A second camp portrays China as undergoing its own unique processes. Such scholars as Frederic Wakeman find it useful to occasionally refer to phenomena in Europe but dispute the notion that China and Europe were directly comparable. Sommer’s warnings against using ahistorical, anachronistic labels like “emancipation,” place him squarely in this group. Sommer’s graduate training under Philip Huang has conditioned him to look at China for China’s sake.
In my view, Sommer’s approach is more fruitful. Fighting the battle against Eurocentrism (and its close cousin, racism) should be the goal of all Asianists. The question is not whether to fight, but which tactics to use. Sommer’s strategy of closely studying domestic change and recognizing the innate worth of researching Chinese society is more effective.
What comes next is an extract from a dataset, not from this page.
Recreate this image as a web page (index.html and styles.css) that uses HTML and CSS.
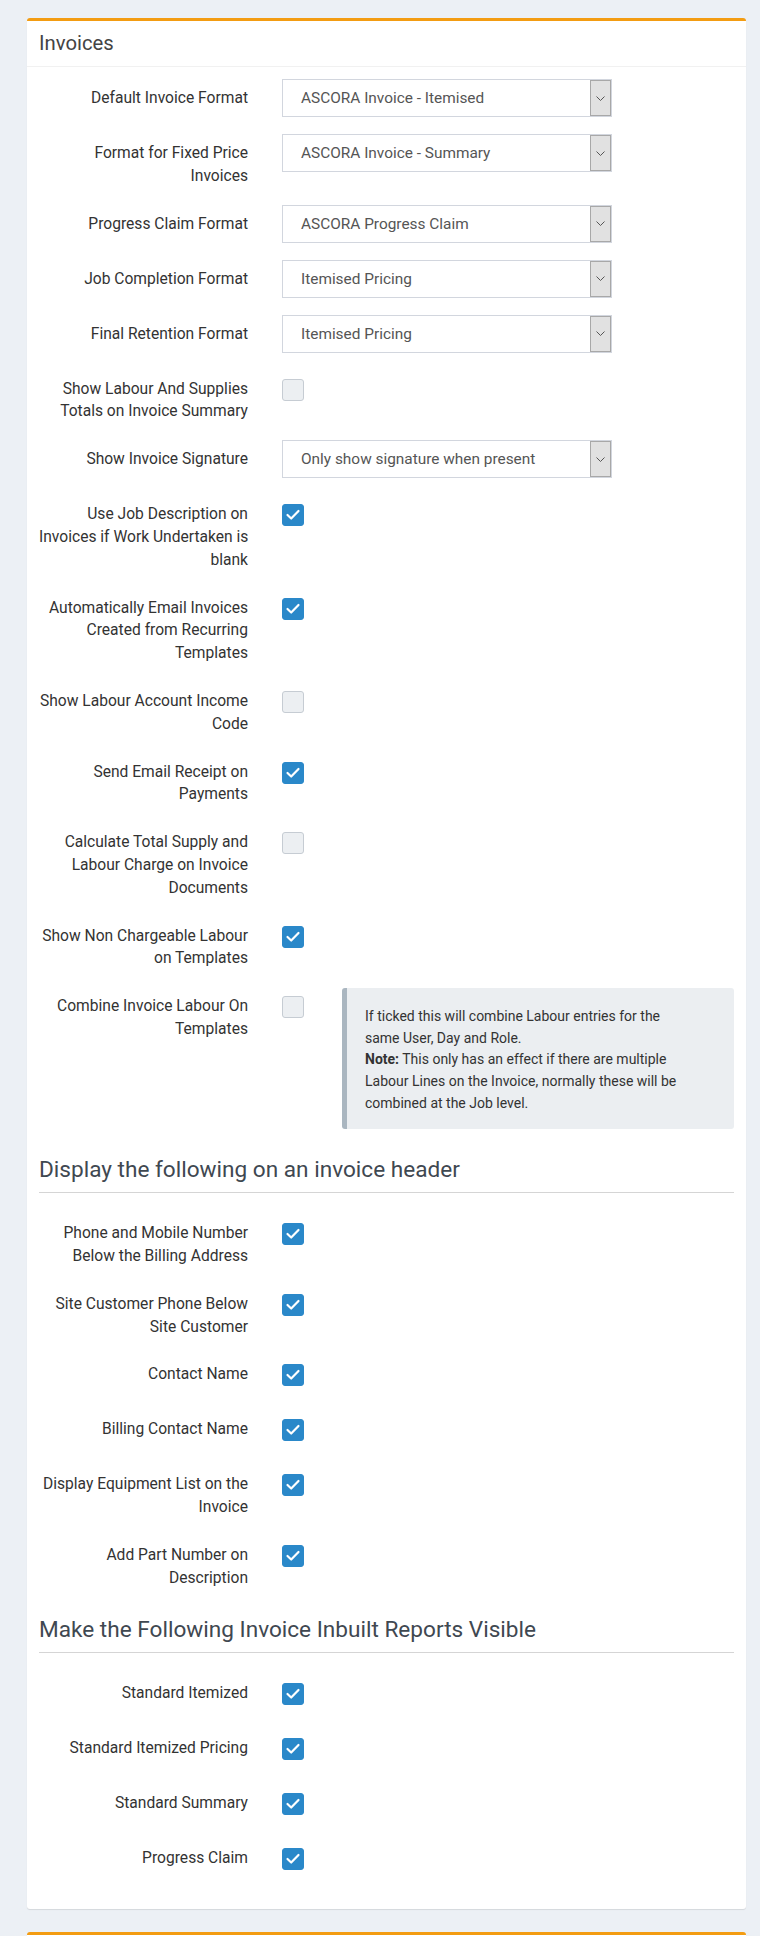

By accepting China on its own terms and by implicitly humanizing Chinese people through his attention to sex, sexuality, and the struggles of the poor and marginalized, Sommer has succeeded in decentering Europe.
Rowe’w book is well written, expertly researched, and an important contribution to our understanding of elite officials in the eighteenth century. But if Europe was indeed not the center of the of the eighteenth world, as all red-blooded historians of China would assert, why is it necessary to continuously refer to European trends and concepts? Why must we stoop to the limited vocabulary of Europeanists by using their terms (early modernity, for example) to explain Chinese phenomena? The battle against Eurocentrism would be better fought by shifting our cognitive focus away from Europe, not toward it.